Pemberangusan itu dominan berkaitan dengan isu Papua dengan total 25 kasus. Selanjutnya ada pula isu sumber daya alam atau lingkungan sebanyak 18 kasus.
Angka tersebut kata dia, meunjukkan bahwa cara pandang negara masih sangat represif dalam memandang ekspresi tentang Papua.
"Beberapa tindakan represif secara masif dilakukan pada saat demonstrasi penolakan Otonomi Khusus Papua yang diterjadi di berbagai daerah di Indonesia seperti, Jakarta, Semarang, Jayapura, hingga Sorong," ucapnya.

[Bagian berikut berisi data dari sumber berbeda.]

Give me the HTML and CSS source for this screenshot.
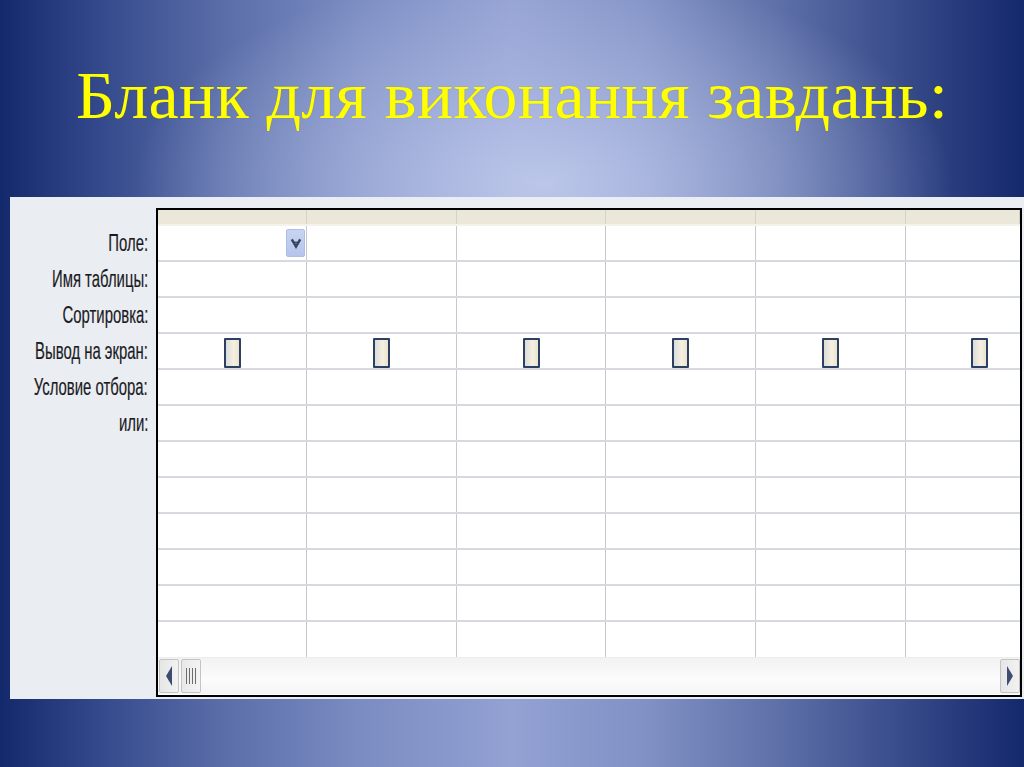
FILE: index.html
```html
<!DOCTYPE html>
<html lang="uk">
<head>
<meta charset="utf-8">
<title>Бланк для виконання завдань</title>
<link rel="stylesheet" href="styles.css">
</head>
<body>
<div class="slide">
  <h1 class="title">Бланк для виконання завдань:</h1>
  <div class="panel">
    <div class="labels">
      <div class="label"><span>Поле:</span></div>
      <div class="label"><span>Имя таблицы:</span></div>
      <div class="label"><span>Сортировка:</span></div>
      <div class="label"><span>Вывод на экран:</span></div>
      <div class="label"><span>Условие отбора:</span></div>
      <div class="label"><span>или:</span></div>
    </div>
    <div class="grid">
      <div class="row head"><div class="cell"></div><div class="cell"></div><div class="cell"></div><div class="cell"></div><div class="cell"></div><div class="cell"></div></div>
      <div class="row"><div class="cell sel"><span class="drop"><svg viewBox="0 0 10 10" width="12" height="12"><path d="M1.5 2 L5 8 L8.5 2" fill="none" stroke="#34465e" stroke-width="2"/><path d="M3 4.5 H7" stroke="#34465e" stroke-width="1.2"/></svg></span></div><div class="cell"></div><div class="cell"></div><div class="cell"></div><div class="cell"></div><div class="cell"></div></div>
      <div class="row"><div class="cell"></div><div class="cell"></div><div class="cell"></div><div class="cell"></div><div class="cell"></div><div class="cell"></div></div>
      <div class="row"><div class="cell"></div><div class="cell"></div><div class="cell"></div><div class="cell"></div><div class="cell"></div><div class="cell"></div></div>
      <div class="row"><div class="cell ck"><span class="box"></span></div><div class="cell ck"><span class="box"></span></div><div class="cell ck"><span class="box"></span></div><div class="cell ck"><span class="box"></span></div><div class="cell ck"><span class="box"></span></div><div class="cell ck last"><span class="box"></span></div></div>
      <div class="row"><div class="cell"></div><div class="cell"></div><div class="cell"></div><div class="cell"></div><div class="cell"></div><div class="cell"></div></div>
      <div class="row"><div class="cell"></div><div class="cell"></div><div class="cell"></div><div class="cell"></div><div class="cell"></div><div class="cell"></div></div>
      <div class="row"><div class="cell"></div><div class="cell"></div><div class="cell"></div><div class="cell"></div><div class="cell"></div><div class="cell"></div></div>
      <div class="row"><div class="cell"></div><div class="cell"></div><div class="cell"></div><div class="cell"></div><div class="cell"></div><div class="cell"></div></div>
      <div class="row"><div class="cell"></div><div class="cell"></div><div class="cell"></div><div class="cell"></div><div class="cell"></div><div class="cell"></div></div>
      <div class="row"><div class="cell"></div><div class="cell"></div><div class="cell"></div><div class="cell"></div><div class="cell"></div><div class="cell"></div></div>
      <div class="row"><div class="cell"></div><div class="cell"></div><div class="cell"></div><div class="cell"></div><div class="cell"></div><div class="cell"></div></div>
      <div class="row lastrow"><div class="cell"></div><div class="cell"></div><div class="cell"></div><div class="cell"></div><div class="cell"></div><div class="cell"></div></div>
      <div class="scroll">
        <span class="sbtn"><svg viewBox="0 0 8 20" width="8" height="20"><path d="M7 0 L1 10 L7 20 Z" fill="#3c4c70"/></svg></span>
        <span class="sthumb"><i></i><i></i><i></i><i></i></span>
        <span class="spacer"></span>
        <span class="sbtn"><svg viewBox="0 0 8 20" width="8" height="20"><path d="M1 0 L7 10 L1 20 Z" fill="#3c4c70"/></svg></span>
      </div>
    </div>
  </div>
</div>
</body>
</html>
```
FILE: styles.css
```css
html, body {
  margin: 0;
  padding: 0;
}
body {
  width: 1024px;
  height: 767px;
  overflow: hidden;
  background:
    radial-gradient(ellipse 40% 28% at 53% 24%, rgba(192, 202, 236, 0.9) 0%, rgba(180, 192, 230, 0.55) 45%, rgba(160, 174, 220, 0) 100%),
    linear-gradient(90deg, #14286c 0%, #354a8c 10%, #5b6ea9 22%, #7b8cc2 35%, #93a1d3 50%, #8191c5 63%, #5e70a8 76%, #354888 89%, #14286c 100%);
}
.slide {
  display: flex;
  flex-direction: column;
  height: 767px;
}
.title {
  margin: 0;
  height: 197px;
  box-sizing: border-box;
  padding-top: 57px;
  text-align: center;
  font-family: "Liberation Serif", "DejaVu Serif", serif;
  font-weight: normal;
  font-size: 68px;
  line-height: 76px;
  letter-spacing: 0.3px;
  color: #ffff00;
  text-shadow: 0 0 1px rgba(80, 80, 0, 0.4);
}
.panel {
  margin-left: 10px;
  width: 1014px;
  height: 502px;
  background: #eaedf2;
  display: flex;
  box-sizing: border-box;
  padding-top: 11px;
}
.labels {
  width: 146px;
  padding-top: 17px;
  display: flex;
  flex-direction: column;
}
.label {
  height: 36px;
  display: flex;
  align-items: center;
  justify-content: flex-end;
  padding-right: 8px;
}
.label span {
  font-family: "Liberation Sans", Arial, sans-serif;
  font-size: 24px;
  color: #1a1a1e;
  transform: scaleX(0.62);
  transform-origin: right center;
  white-space: nowrap;
  -webkit-text-stroke: 0.2px #1a1a1e;
}
.grid {
  width: 866px;
  height: 489px;
  box-sizing: border-box;
  border: 2px solid #000;
  background: #fff;
  display: flex;
  flex-direction: column;
}
.row {
  display: grid;
  grid-template-columns: 149px 150px 149px 150px 150px 1fr;
  height: 36px;
  border-bottom: 2px solid #d6dadf;
  box-sizing: border-box;
}
.row.head {
  height: 16px;
  background: #ece8d9;
  border-bottom: 2px solid #f4f2ea;
}
.row.lastrow {
  border-bottom: none;
  height: 35px;
}
.cell {
  border-right: 1px solid #c6c8cc;
  position: relative;
}
.row .cell:last-child {
  border-right: none;
}
.row.head .cell {
  border-right: 1px solid #d4d2c8;
}
.cell.sel {
  display: flex;
  justify-content: flex-end;
  align-items: center;
}
.drop {
  width: 19px;
  height: 28px;
  margin-right: 1px;
  box-sizing: border-box;
  border: 1px solid #aebde4;
  border-radius: 2px;
  background: linear-gradient(#c8d4f2, #b4c4ec);
  display: flex;
  align-items: center;
  justify-content: center;
}
.cell.ck {
  display: flex;
  justify-content: center;
  align-items: flex-end;
}
.cell.ck.last {
  justify-content: flex-end;
  padding-right: 32px;
}
.box {
  width: 17px;
  height: 30px;
  box-sizing: border-box;
  border: 2px solid #2c4064;
  border-radius: 1px;
  background: linear-gradient(90deg, #dcdcdc, #f6f0e0 60%, #ebe3cf);
}
.scroll {
  height: 37px;
  display: flex;
  align-items: stretch;
  padding: 1px 0 1px 1px;
  box-sizing: border-box;
  background: linear-gradient(#f2f2f2, #fcfcfc 60%, #f4f4f4);
  border-top: 1px solid #ededed;
}
.sbtn {
  width: 20px;
  box-sizing: border-box;
  border: 1px solid #c4c4c4;
  border-radius: 2px;
  background: linear-gradient(90deg, #e6e6e6, #f2f2f2);
  display: flex;
  align-items: center;
  justify-content: center;
}
.sthumb {
  width: 20px;
  margin-left: 2px;
  box-sizing: border-box;
  border: 1px solid #c4c4c4;
  border-radius: 2px;
  background: linear-gradient(90deg, #e8e8e8, #f4f4f4);
  display: flex;
  align-items: center;
  justify-content: center;
  gap: 2px;
}
.sthumb i {
  display: block;
  width: 1px;
  height: 16px;
  background: #6c6c6c;
}
.spacer {
  flex: 1;
}
```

Represifitas negara melalui lembaga keamanan dalam hal ini Kepolisian juga kata Rivanlee semakin sewenang-wenang, terakhir, mengenai penghapusan sejumlah mural yang merupakan arena untuk masyarakat mengkritik pemerintahannya.
Beberapa di antaranya yakni 'Jokowi 404 Not Found' serta 'Tuhan Aku Lapar' hingga 'Dipaksa Sehat di Negara yang Sakit' menempatkan sang pembuat karya harus menjadi target pencarian polisi.
Hal itu kata dia, semakin menunjukkan watak otoritatian pemerintah yang alergi terhadap kritik publik.
"Ucapan Presiden yang meminta masyarakat untuk lebih aktif mengkritik justru tidak dibarengi dengan jaminan tiap bentuk kritik tersebut," tukasnya.